In Japan, economists have been worried about the growing number of elderly who are at economic risk from an “increasingly threadbare social security net,” Kavedzija reports, but many of the elderly are in better psychological shape than economists might have predicted.
Among the reasons for this findings are faith in the future, social connections, and this “attitude of gratitude.” Many of the people she interviewed were reluctant to say they were “satisfied” with life, because it might sound like bragging. Instead they would say “I am grateful.”
“This gratitude was not merely a transitory emotion, but rather a more consistent and enduring attitude towards the world,” she reports. “Thanks are giving when eating or receiving food, even if the food is consumed alone, bought and prepared by yourself,” she adds.
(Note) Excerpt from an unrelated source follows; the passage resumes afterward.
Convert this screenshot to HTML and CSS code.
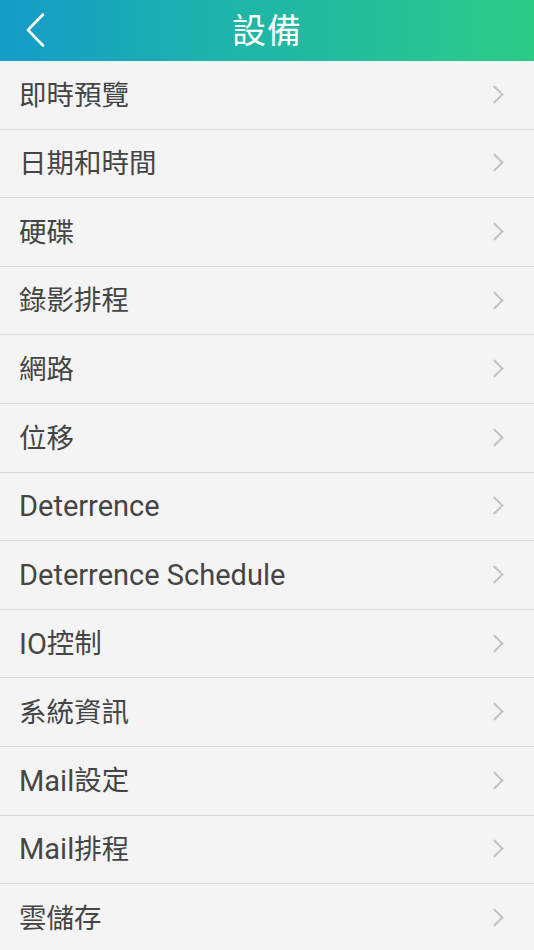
FILE: index.html
```html
<!DOCTYPE html>
<html lang="zh-Hant">
<head>
    <meta charset="UTF-8">
    <title>設備</title>
    <meta name="viewport" content="width=device-width, initial-scale=1.0">
    <link rel="stylesheet" href="styles.css">
</head>
<body>
    <header class="topbar">
        <span class="back">
            <svg width="20" height="34" viewBox="0 0 20 34"><path d="M18 1.5 L3 17 L18 32.5" fill="none" stroke="#fff" stroke-width="2.6" stroke-linecap="round" stroke-linejoin="round"/></svg>
        </span>
        <h1>設備</h1>
    </header>
    <ul class="menu">
        <li>即時預覽</li>
        <li>日期和時間</li>
        <li>硬碟</li>
        <li>錄影排程</li>
        <li>網路</li>
        <li>位移</li>
        <li><span class="lat">Deterrence</span></li>
        <li><span class="lat">Deterrence Schedule</span></li>
        <li><span class="lat">IO</span>控制</li>
        <li>系統資訊</li>
        <li><span class="lat">Mail</span>設定</li>
        <li><span class="lat">Mail</span>排程</li>
        <li>雲儲存</li>
    </ul>
</body>
</html>
```

FILE: styles.css
```css
:root {
    --text: #454545;
    --line: #d9d9d9;
    --bg: #f4f4f4;
    --arrow: #c2c2c2;
}
* {
    box-sizing: border-box;
    padding: 0;
    margin: 0;
}
body {
    background: var(--bg);
    font-family: Roboto, "Noto Sans CJK TC", sans-serif;
    overflow: hidden;
}

/* Top bar */
.topbar {
    position: relative;
    height: 61px;
    display: flex;
    align-items: center;
    justify-content: center;
    background: linear-gradient(90deg, #159cc9 0%, #1fb5a8 45%, #2dcb88 100%);
}
.topbar h1 {
    color: #fff;
    font-size: 34px;
    font-weight: 400;
    letter-spacing: 1px;
    line-height: 1;
}
.topbar .back {
    position: absolute;
    left: 25px;
    top: 13px;
    display: flex;
}

/* Menu list */
.menu {
    list-style: none;
}
.menu li {
    height: 68.6px;
    display: flex;
    align-items: center;
    padding: 1px 19px 0;
    font-size: 27.5px;
    line-height: 1;
    color: var(--text);
    border-bottom: 1.6px solid var(--line);
    position: relative;
}
.menu li .lat {
    font-size: 29px;
}
.menu li::after {
    content: "";
    position: absolute;
    right: 33px;
    top: 50%;
    width: 11px;
    height: 11px;
    margin-top: -7px;
    border-top: 2px solid var(--arrow);
    border-right: 2px solid var(--arrow);
    transform: rotate(45deg);
}
```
Kavedzija’s findings add to the growing body of evidence that feeling gratitude is good for us in multiple ways. Researchers have even found that the results of gratitude, and keeping a “gratitude journal,” show up in heart health and on functional MRI scans of brain activity.
What are the keys to keeping a gratitude journal and reaping the benefits? Experts connected to the University of California at Berkeley offer nine tips. The first task is to spend about 15 minutes on your journal each time, write one to three times a week, and list about five things for which you’re grateful.
And it adds a crucial piece of advice familiar to anyone who’s studied the ancient Stoics: “Consider what your life would be like without certain people or things, rather than just tallying up all the good stuff,” it says. “Be grateful for the negative outcomes you avoided and try not to take that good fortune for granted.”